"Rule of Law in Asia"
By Amy McCreedy
Asia Program Associate
The "Rule of Law" is steadily making progress throughout East Asia. Such was the general conclusion of this day-long conference, co-sponsored with the Mansfield Center for Pacific Affairs, which brought together legal experts from the PRC, Taiwan, Hong Kong, Korea, Japan, Vietnam and the United States.
The Rule of Law is an immense subject all too often reduced to a buzzword. The conference participants looked beyond easy answers to grapple with important issues. Is Rule of Law (as it is commonly referred to) a Western concept that is not necessarily desirable for Asia in all respects? How can constitutional "rights on paper" be institutionalized and made enforceable? As a point of departure, the participants used "The Rule of Law: A Lexicon for Policy Makers" by Barry Hager of Hager Associates, which outlines nine core components of the Rule of Law.
Jerome Cohen, senior fellow at the Council on Foreign Relations and the "Godfather" of Asian legal studies, kicked off the discussion with an overview of Western law in Asia. He hailed globalization as a catalyst for reform, since Asian countries "cannot achieve their economic goals without foreign investment" and outside investors demand protection of private property. In general, Cohen's conclusions on the merits of globalization were affirmed by the Asian experts present. Yasuaki Onuma of the University of Tokyo came the closest to disagreeing when he criticized the "excessive legalism" of the United States and maintained that Westernization comes at the price of some desirable aspects of Asian culture.
Most of the speakers were optimistic and upbeat. While admitting that institutional change takes years or even generations to accomplish, they maintained that the 1990s saw significant advancement in the protection of private property and human rights. For example, Chinese and Vietnamese citizens are asserting their legal rights (460,000 lawsuits have been brought against the PRC government since this action became legally possible in 1989), and the constitutional courts in Taiwan and South Korea are functioning robustly. Interestingly, the Asian conference participants were generally more optimistic than their American counterparts in regard to progress, perhaps because they tended to take a longer-term view.
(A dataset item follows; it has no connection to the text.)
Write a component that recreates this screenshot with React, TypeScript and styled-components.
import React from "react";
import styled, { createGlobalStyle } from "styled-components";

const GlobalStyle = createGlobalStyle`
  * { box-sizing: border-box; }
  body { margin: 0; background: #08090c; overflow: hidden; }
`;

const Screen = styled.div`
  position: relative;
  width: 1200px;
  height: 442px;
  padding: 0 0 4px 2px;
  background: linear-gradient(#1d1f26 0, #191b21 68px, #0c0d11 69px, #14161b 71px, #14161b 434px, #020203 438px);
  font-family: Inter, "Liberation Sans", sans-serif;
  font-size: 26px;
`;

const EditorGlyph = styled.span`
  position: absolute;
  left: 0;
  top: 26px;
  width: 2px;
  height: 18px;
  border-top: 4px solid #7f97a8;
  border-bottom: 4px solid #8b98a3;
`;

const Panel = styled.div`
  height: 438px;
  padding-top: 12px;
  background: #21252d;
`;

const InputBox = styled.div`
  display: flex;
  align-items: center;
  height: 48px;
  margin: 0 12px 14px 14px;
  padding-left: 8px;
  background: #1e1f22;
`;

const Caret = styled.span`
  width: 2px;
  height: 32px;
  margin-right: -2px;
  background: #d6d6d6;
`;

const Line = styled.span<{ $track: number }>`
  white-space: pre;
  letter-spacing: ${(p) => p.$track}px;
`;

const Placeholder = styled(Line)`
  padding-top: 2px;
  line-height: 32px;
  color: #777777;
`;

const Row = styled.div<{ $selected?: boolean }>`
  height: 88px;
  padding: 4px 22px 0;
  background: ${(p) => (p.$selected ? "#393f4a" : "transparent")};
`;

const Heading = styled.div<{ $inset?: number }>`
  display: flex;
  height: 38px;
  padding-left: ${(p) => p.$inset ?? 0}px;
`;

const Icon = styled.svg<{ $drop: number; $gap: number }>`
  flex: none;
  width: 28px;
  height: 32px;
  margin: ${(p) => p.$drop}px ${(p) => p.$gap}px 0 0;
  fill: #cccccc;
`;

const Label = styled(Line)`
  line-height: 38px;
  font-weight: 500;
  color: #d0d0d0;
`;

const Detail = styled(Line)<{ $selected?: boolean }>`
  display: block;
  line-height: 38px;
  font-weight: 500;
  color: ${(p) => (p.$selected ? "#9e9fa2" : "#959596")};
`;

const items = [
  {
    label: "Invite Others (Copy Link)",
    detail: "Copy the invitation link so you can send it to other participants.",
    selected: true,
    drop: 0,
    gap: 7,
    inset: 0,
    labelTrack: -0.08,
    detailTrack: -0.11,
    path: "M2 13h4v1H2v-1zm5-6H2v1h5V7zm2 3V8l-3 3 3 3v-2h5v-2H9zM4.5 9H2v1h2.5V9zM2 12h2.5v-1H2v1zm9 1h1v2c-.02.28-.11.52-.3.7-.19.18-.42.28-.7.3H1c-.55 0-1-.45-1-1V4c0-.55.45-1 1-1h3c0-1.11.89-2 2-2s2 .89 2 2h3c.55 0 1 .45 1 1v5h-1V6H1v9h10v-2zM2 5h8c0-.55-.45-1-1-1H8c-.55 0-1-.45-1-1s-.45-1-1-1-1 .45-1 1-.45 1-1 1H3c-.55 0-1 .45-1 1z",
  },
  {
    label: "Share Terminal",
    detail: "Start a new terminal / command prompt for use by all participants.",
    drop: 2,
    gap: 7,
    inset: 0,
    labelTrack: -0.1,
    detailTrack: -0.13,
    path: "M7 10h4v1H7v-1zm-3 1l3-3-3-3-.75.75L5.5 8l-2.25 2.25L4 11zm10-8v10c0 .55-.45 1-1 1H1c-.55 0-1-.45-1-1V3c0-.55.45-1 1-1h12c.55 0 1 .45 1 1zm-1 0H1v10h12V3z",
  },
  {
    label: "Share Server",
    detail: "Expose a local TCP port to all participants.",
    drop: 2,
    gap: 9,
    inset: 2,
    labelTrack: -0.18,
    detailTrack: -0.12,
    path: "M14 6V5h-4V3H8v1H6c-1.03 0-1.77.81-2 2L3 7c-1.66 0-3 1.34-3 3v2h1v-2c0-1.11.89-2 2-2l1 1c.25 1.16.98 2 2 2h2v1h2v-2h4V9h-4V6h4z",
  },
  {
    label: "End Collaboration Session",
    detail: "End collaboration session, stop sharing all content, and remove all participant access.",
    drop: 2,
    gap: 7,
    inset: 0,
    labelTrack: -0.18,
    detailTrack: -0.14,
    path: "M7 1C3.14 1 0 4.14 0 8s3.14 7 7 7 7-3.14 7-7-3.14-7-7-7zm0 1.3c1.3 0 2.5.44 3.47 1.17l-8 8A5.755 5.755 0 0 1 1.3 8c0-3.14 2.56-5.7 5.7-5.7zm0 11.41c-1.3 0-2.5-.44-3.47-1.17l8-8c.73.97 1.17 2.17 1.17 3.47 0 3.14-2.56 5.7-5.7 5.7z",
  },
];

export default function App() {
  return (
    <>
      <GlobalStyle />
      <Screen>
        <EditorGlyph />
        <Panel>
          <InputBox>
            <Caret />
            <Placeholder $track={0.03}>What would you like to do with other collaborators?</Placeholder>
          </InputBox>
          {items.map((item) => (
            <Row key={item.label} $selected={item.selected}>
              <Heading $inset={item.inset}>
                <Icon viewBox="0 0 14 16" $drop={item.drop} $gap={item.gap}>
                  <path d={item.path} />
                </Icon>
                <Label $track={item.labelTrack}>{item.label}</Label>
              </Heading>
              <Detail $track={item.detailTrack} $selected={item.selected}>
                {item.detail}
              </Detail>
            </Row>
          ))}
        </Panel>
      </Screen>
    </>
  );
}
One of the highlights of the day was the panel from mainland China. The Chinese speakers pointed out that the constitution of the PRC contains many human rights, though too often these are not enforced. Xixin Wang of Peking University explained that the Chinese constitution has no teeth because it is "expressional" rather than "institutional." Nonetheless, he expressed the conviction that the PRC will follow its Asian neighbors and that the emerging middle class will push forward the Rule of Law to protect its interests. Quiangguo "George" Fu, a former judge on the Shanghai People's Court, pointed out that while citizens are suing the Chinese government in unprecedented numbers, only 18% of these lawsuits are successful due to government interference. However, he maintained that "Chinese leaders have realized that the market economy is the economy of the Rule of Law."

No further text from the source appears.